> **WHAT THE TASK ASKS**:
Transcribe all of the data exactly. Omit the pictures.

> **MATERIAL PROVIDED**:
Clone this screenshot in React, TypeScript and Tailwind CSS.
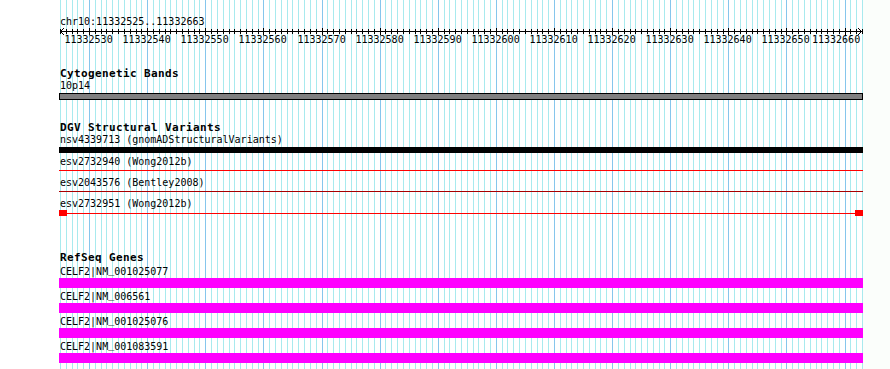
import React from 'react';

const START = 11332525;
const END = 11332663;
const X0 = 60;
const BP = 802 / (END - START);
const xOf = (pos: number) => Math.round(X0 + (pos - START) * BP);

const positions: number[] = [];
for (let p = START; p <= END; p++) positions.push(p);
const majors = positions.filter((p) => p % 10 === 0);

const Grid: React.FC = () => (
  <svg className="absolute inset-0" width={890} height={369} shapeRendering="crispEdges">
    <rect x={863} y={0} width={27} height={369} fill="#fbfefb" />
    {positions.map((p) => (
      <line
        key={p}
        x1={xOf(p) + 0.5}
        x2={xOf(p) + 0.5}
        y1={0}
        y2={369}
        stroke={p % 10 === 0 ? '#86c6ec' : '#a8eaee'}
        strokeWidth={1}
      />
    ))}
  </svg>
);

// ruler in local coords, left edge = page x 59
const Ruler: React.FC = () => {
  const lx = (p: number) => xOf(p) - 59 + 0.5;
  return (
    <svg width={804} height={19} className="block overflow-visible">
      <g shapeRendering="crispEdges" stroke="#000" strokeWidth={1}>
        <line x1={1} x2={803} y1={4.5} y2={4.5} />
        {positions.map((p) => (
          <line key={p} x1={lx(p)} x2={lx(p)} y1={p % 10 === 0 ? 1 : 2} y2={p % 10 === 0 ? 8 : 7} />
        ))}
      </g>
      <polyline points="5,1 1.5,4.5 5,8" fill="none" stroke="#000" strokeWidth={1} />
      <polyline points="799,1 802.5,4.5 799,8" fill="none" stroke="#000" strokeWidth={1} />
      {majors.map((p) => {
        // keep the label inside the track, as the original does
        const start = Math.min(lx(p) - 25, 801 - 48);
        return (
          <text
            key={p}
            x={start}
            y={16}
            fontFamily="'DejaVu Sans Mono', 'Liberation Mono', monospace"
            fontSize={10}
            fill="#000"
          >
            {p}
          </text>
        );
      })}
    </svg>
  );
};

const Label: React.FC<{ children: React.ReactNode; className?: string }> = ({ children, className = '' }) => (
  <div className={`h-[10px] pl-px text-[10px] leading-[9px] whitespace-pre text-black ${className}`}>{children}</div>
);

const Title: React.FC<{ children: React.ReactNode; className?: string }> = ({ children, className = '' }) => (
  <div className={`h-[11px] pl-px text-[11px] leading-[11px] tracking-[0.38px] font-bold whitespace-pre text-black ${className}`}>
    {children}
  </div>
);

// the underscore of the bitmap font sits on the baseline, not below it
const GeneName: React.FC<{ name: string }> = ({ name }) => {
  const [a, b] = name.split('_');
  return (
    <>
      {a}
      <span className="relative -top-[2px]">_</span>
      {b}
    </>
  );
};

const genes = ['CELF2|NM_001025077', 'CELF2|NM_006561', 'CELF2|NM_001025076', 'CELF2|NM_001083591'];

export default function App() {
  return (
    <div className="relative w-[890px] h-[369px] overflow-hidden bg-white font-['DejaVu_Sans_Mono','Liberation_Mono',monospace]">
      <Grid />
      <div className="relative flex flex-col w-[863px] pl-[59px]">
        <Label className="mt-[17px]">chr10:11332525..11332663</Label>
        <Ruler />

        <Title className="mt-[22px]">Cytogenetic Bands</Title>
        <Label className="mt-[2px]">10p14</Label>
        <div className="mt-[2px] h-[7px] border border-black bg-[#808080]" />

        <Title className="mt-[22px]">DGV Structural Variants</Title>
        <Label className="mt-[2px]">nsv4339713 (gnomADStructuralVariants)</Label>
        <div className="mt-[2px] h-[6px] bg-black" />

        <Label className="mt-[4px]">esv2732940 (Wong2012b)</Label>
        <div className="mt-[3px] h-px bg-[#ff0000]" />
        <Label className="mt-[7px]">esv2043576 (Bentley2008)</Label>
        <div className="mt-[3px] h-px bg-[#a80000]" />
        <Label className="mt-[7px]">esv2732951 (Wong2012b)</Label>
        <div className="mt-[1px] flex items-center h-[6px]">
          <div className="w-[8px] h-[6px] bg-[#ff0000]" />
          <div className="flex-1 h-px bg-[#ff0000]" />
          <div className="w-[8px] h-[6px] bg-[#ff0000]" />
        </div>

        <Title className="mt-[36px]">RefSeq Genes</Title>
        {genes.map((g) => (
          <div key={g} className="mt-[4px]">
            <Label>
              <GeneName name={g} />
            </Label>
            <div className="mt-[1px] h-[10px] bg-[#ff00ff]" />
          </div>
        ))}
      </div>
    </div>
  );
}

> **FULL ANSWER**:
Clone this screenshot in React, TypeScript and Tailwind CSS.
import React from 'react';

const START = 11332525;
const END = 11332663;
const X0 = 60;
const BP = 802 / (END - START);
const xOf = (pos: number) => Math.round(X0 + (pos - START) * BP);

const positions: number[] = [];
for (let p = START; p <= END; p++) positions.push(p);
const majors = positions.filter((p) => p % 10 === 0);

const Grid: React.FC = () => (
  <svg className="absolute inset-0" width={890} height={369} shapeRendering="crispEdges">
    <rect x={863} y={0} width={27} height={369} fill="#fbfefb" />
    {positions.map((p) => (
      <line
        key={p}
        x1={xOf(p) + 0.5}
        x2={xOf(p) + 0.5}
        y1={0}
        y2={369}
        stroke={p % 10 === 0 ? '#86c6ec' : '#a8eaee'}
        strokeWidth={1}
      />
    ))}
  </svg>
);

// ruler in local coords, left edge = page x 59
const Ruler: React.FC = () => {
  const lx = (p: number) => xOf(p) - 59 + 0.5;
  return (
    <svg width={804} height={19} className="block overflow-visible">
      <g shapeRendering="crispEdges" stroke="#000" strokeWidth={1}>
        <line x1={1} x2={803} y1={4.5} y2={4.5} />
        {positions.map((p) => (
          <line key={p} x1={lx(p)} x2={lx(p)} y1={p % 10 === 0 ? 1 : 2} y2={p % 10 === 0 ? 8 : 7} />
        ))}
      </g>
      <polyline points="5,1 1.5,4.5 5,8" fill="none" stroke="#000" strokeWidth={1} />
      <polyline points="799,1 802.5,4.5 799,8" fill="none" stroke="#000" strokeWidth={1} />
      {majors.map((p) => {
        // keep the label inside the track, as the original does
        const start = Math.min(lx(p) - 25, 801 - 48);
        return (
          <text
            key={p}
            x={start}
            y={16}
            fontFamily="'DejaVu Sans Mono', 'Liberation Mono', monospace"
            fontSize={10}
            fill="#000"
          >
            {p}
          </text>
        );
      })}
    </svg>
  );
};

const Label: React.FC<{ children: React.ReactNode; className?: string }> = ({ children, className = '' }) => (
  <div className={`h-[10px] pl-px text-[10px] leading-[9px] whitespace-pre text-black ${className}`}>{children}</div>
);

const Title: React.FC<{ children: React.ReactNode; className?: string }> = ({ children, className = '' }) => (
  <div className={`h-[11px] pl-px text-[11px] leading-[11px] tracking-[0.38px] font-bold whitespace-pre text-black ${className}`}>
    {children}
  </div>
);

// the underscore of the bitmap font sits on the baseline, not below it
const GeneName: React.FC<{ name: string }> = ({ name }) => {
  const [a, b] = name.split('_');
  return (
    <>
      {a}
      <span className="relative -top-[2px]">_</span>
      {b}
    </>
  );
};

const genes = ['CELF2|NM_001025077', 'CELF2|NM_006561', 'CELF2|NM_001025076', 'CELF2|NM_001083591'];

export default function App() {
  return (
    <div className="relative w-[890px] h-[369px] overflow-hidden bg-white font-['DejaVu_Sans_Mono','Liberation_Mono',monospace]">
      <Grid />
      <div className="relative flex flex-col w-[863px] pl-[59px]">
        <Label className="mt-[17px]">chr10:11332525..11332663</Label>
        <Ruler />

        <Title className="mt-[22px]">Cytogenetic Bands</Title>
        <Label className="mt-[2px]">10p14</Label>
        <div className="mt-[2px] h-[7px] border border-black bg-[#808080]" />

        <Title className="mt-[22px]">DGV Structural Variants</Title>
        <Label className="mt-[2px]">nsv4339713 (gnomADStructuralVariants)</Label>
        <div className="mt-[2px] h-[6px] bg-black" />

        <Label className="mt-[4px]">esv2732940 (Wong2012b)</Label>
        <div className="mt-[3px] h-px bg-[#ff0000]" />
        <Label className="mt-[7px]">esv2043576 (Bentley2008)</Label>
        <div className="mt-[3px] h-px bg-[#a80000]" />
        <Label className="mt-[7px]">esv2732951 (Wong2012b)</Label>
        <div className="mt-[1px] flex items-center h-[6px]">
          <div className="w-[8px] h-[6px] bg-[#ff0000]" />
          <div className="flex-1 h-px bg-[#ff0000]" />
          <div className="w-[8px] h-[6px] bg-[#ff0000]" />
        </div>

        <Title className="mt-[36px]">RefSeq Genes</Title>
        {genes.map((g) => (
          <div key={g} className="mt-[4px]">
            <Label>
              <GeneName name={g} />
            </Label>
            <div className="mt-[1px] h-[10px] bg-[#ff00ff]" />
          </div>
        ))}
      </div>
    </div>
  );
}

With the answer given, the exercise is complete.